Task statement> Every line below should be copied exactly; drop the pictures.

Collected material>
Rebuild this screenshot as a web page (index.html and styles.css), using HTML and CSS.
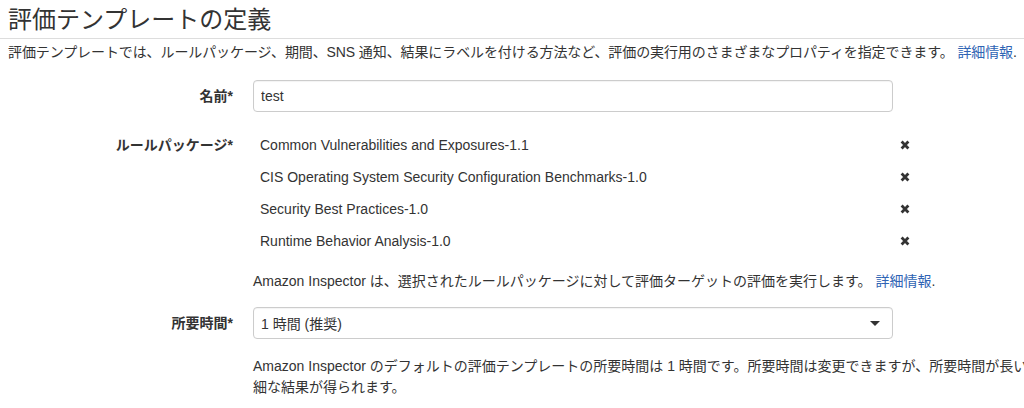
FILE: index.html
```html
<!DOCTYPE html>
<html lang="ja">
<head>
    <meta charset="UTF-8">
    <meta name="viewport" content="width=device-width, initial-scale=1.0">
    <title>評価テンプレートの定義</title>
    <link rel="stylesheet" href="styles.css">
</head>
<body>

    <h1 class="title">評価テンプレートの定義</h1>
    <p class="intro">評価テンプレートでは、ルールパッケージ、期間、SNS 通知、結果にラベルを付ける方法など、評価の実行用のさまざまなプロパティを指定できます。 <a href="#">詳細情報</a>.</p>

    <form class="form">
        <!-- Name -->
        <div class="row">
            <label class="label" for="name">名前*</label>
            <div class="field">
                <input class="input" type="text" id="name" value="test">
            </div>
        </div>

        <!-- Rule packages -->
        <div class="row row-packages">
            <label class="label">ルールパッケージ*</label>
            <div class="field">
                <ul class="packages">
                    <li><span>Common Vulnerabilities and Exposures-1.1</span><svg class="remove" viewBox="0 0 10 10"><path d="M1.6 1.6L8.4 8.4M8.4 1.6L1.6 8.4"/></svg></li>
                    <li><span>CIS Operating System Security Configuration Benchmarks-1.0</span><svg class="remove" viewBox="0 0 10 10"><path d="M1.6 1.6L8.4 8.4M8.4 1.6L1.6 8.4"/></svg></li>
                    <li><span>Security Best Practices-1.0</span><svg class="remove" viewBox="0 0 10 10"><path d="M1.6 1.6L8.4 8.4M8.4 1.6L1.6 8.4"/></svg></li>
                    <li><span>Runtime Behavior Analysis-1.0</span><svg class="remove" viewBox="0 0 10 10"><path d="M1.6 1.6L8.4 8.4M8.4 1.6L1.6 8.4"/></svg></li>
                </ul>
                <p class="help">Amazon Inspector は、選択されたルールパッケージに対して評価ターゲットの評価を実行します。 <a href="#">詳細情報</a>.</p>
            </div>
        </div>

        <!-- Duration -->
        <div class="row row-duration">
            <label class="label" for="duration">所要時間*</label>
            <div class="field">
                <div class="select" id="duration">
                    <span>1 時間 (推奨)</span>
                    <span class="caret"></span>
                </div>
                <p class="help help-long">Amazon Inspector のデフォルトの評価テンプレートの所要時間は 1 時間です。所要時間は変更できますが、所要時間が長いほど詳<br>細な結果が得られます。</p>
            </div>
        </div>
    </form>

</body>
</html>
```

FILE: styles.css
```css
/* General Styles */
html, body {
    margin: 0;
    overflow: hidden;
}

body {
    font-family: 'Liberation Sans', 'Noto Sans CJK JP', sans-serif;
    font-size: 14px;
    color: #333;
    background-color: #fff;
}

a {
    color: #2f64b4;
    text-decoration: none;
}

.title {
    margin: 0;
    padding: 5px 8px 3px;
    font-size: 24px;
    font-weight: normal;
    line-height: 30px;
    color: #333;
    border-bottom: 1px solid #ddd;
}

.intro {
    margin: 4px 0 0;
    padding: 0 8px;
    line-height: 18px;
    letter-spacing: -0.1px;
    white-space: nowrap;
}

/* Form Layout */
.form {
    margin-top: 19px;
}

.row {
    display: grid;
    grid-template-columns: 233px 800px;
    column-gap: 20px;
}

.row-packages {
    margin-top: 17px;
}

.row-duration {
    margin-top: 16px;
}

.label {
    font-weight: bold;
    text-align: right;
    line-height: 32px;
    color: #333;
}

.input,
.select {
    box-sizing: border-box;
    width: 640px;
    height: 32px;
    padding: 0 7px;
    border: 1px solid #ccc;
    border-radius: 4px;
    box-shadow: inset 0 1px 1px rgba(0, 0, 0, 0.05);
    font-family: inherit;
    font-size: 14px;
    color: #333;
    background-color: #fff;
}

.select {
    display: flex;
    justify-content: space-between;
    align-items: center;
}

.caret {
    width: 0;
    height: 0;
    margin-right: 5px;
    border-left: 5px solid transparent;
    border-right: 5px solid transparent;
    border-top: 5px solid #333;
}

/* Rule packages */
.packages {
    list-style: none;
    margin: 0;
    padding: 0;
    width: 662px;
}

.packages li {
    display: flex;
    justify-content: space-between;
    align-items: center;
    height: 32px;
    padding: 0 5px 0 7px;
}

.remove {
    width: 10px;
    height: 10px;
    stroke: #333;
    stroke-width: 2.8;
    fill: none;
}

.help {
    margin: 14px 0 0;
    line-height: 20px;
    white-space: nowrap;
}

.help-long {
    margin-top: 17px;
    line-height: 21px;
}
```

Written answer>
Rebuild this screenshot as a web page (index.html and styles.css), using HTML and CSS.
FILE: index.html
```html
<!DOCTYPE html>
<html lang="ja">
<head>
    <meta charset="UTF-8">
    <meta name="viewport" content="width=device-width, initial-scale=1.0">
    <title>評価テンプレートの定義</title>
    <link rel="stylesheet" href="styles.css">
</head>
<body>

    <h1 class="title">評価テンプレートの定義</h1>
    <p class="intro">評価テンプレートでは、ルールパッケージ、期間、SNS 通知、結果にラベルを付ける方法など、評価の実行用のさまざまなプロパティを指定できます。 <a href="#">詳細情報</a>.</p>

    <form class="form">
        <!-- Name -->
        <div class="row">
            <label class="label" for="name">名前*</label>
            <div class="field">
                <input class="input" type="text" id="name" value="test">
            </div>
        </div>

        <!-- Rule packages -->
        <div class="row row-packages">
            <label class="label">ルールパッケージ*</label>
            <div class="field">
                <ul class="packages">
                    <li><span>Common Vulnerabilities and Exposures-1.1</span><svg class="remove" viewBox="0 0 10 10"><path d="M1.6 1.6L8.4 8.4M8.4 1.6L1.6 8.4"/></svg></li>
                    <li><span>CIS Operating System Security Configuration Benchmarks-1.0</span><svg class="remove" viewBox="0 0 10 10"><path d="M1.6 1.6L8.4 8.4M8.4 1.6L1.6 8.4"/></svg></li>
                    <li><span>Security Best Practices-1.0</span><svg class="remove" viewBox="0 0 10 10"><path d="M1.6 1.6L8.4 8.4M8.4 1.6L1.6 8.4"/></svg></li>
                    <li><span>Runtime Behavior Analysis-1.0</span><svg class="remove" viewBox="0 0 10 10"><path d="M1.6 1.6L8.4 8.4M8.4 1.6L1.6 8.4"/></svg></li>
                </ul>
                <p class="help">Amazon Inspector は、選択されたルールパッケージに対して評価ターゲットの評価を実行します。 <a href="#">詳細情報</a>.</p>
            </div>
        </div>

        <!-- Duration -->
        <div class="row row-duration">
            <label class="label" for="duration">所要時間*</label>
            <div class="field">
                <div class="select" id="duration">
                    <span>1 時間 (推奨)</span>
                    <span class="caret"></span>
                </div>
                <p class="help help-long">Amazon Inspector のデフォルトの評価テンプレートの所要時間は 1 時間です。所要時間は変更できますが、所要時間が長いほど詳<br>細な結果が得られます。</p>
            </div>
        </div>
    </form>

</body>
</html>
```

FILE: styles.css
```css
/* General Styles */
html, body {
    margin: 0;
    overflow: hidden;
}

body {
    font-family: 'Liberation Sans', 'Noto Sans CJK JP', sans-serif;
    font-size: 14px;
    color: #333;
    background-color: #fff;
}

a {
    color: #2f64b4;
    text-decoration: none;
}

.title {
    margin: 0;
    padding: 5px 8px 3px;
    font-size: 24px;
    font-weight: normal;
    line-height: 30px;
    color: #333;
    border-bottom: 1px solid #ddd;
}

.intro {
    margin: 4px 0 0;
    padding: 0 8px;
    line-height: 18px;
    letter-spacing: -0.1px;
    white-space: nowrap;
}

/* Form Layout */
.form {
    margin-top: 19px;
}

.row {
    display: grid;
    grid-template-columns: 233px 800px;
    column-gap: 20px;
}

.row-packages {
    margin-top: 17px;
}

.row-duration {
    margin-top: 16px;
}

.label {
    font-weight: bold;
    text-align: right;
    line-height: 32px;
    color: #333;
}

.input,
.select {
    box-sizing: border-box;
    width: 640px;
    height: 32px;
    padding: 0 7px;
    border: 1px solid #ccc;
    border-radius: 4px;
    box-shadow: inset 0 1px 1px rgba(0, 0, 0, 0.05);
    font-family: inherit;
    font-size: 14px;
    color: #333;
    background-color: #fff;
}

.select {
    display: flex;
    justify-content: space-between;
    align-items: center;
}

.caret {
    width: 0;
    height: 0;
    margin-right: 5px;
    border-left: 5px solid transparent;
    border-right: 5px solid transparent;
    border-top: 5px solid #333;
}

/* Rule packages */
.packages {
    list-style: none;
    margin: 0;
    padding: 0;
    width: 662px;
}

.packages li {
    display: flex;
    justify-content: space-between;
    align-items: center;
    height: 32px;
    padding: 0 5px 0 7px;
}

.remove {
    width: 10px;
    height: 10px;
    stroke: #333;
    stroke-width: 2.8;
    fill: none;
}

.help {
    margin: 14px 0 0;
    line-height: 20px;
    white-space: nowrap;
}

.help-long {
    margin-top: 17px;
    line-height: 21px;
}
```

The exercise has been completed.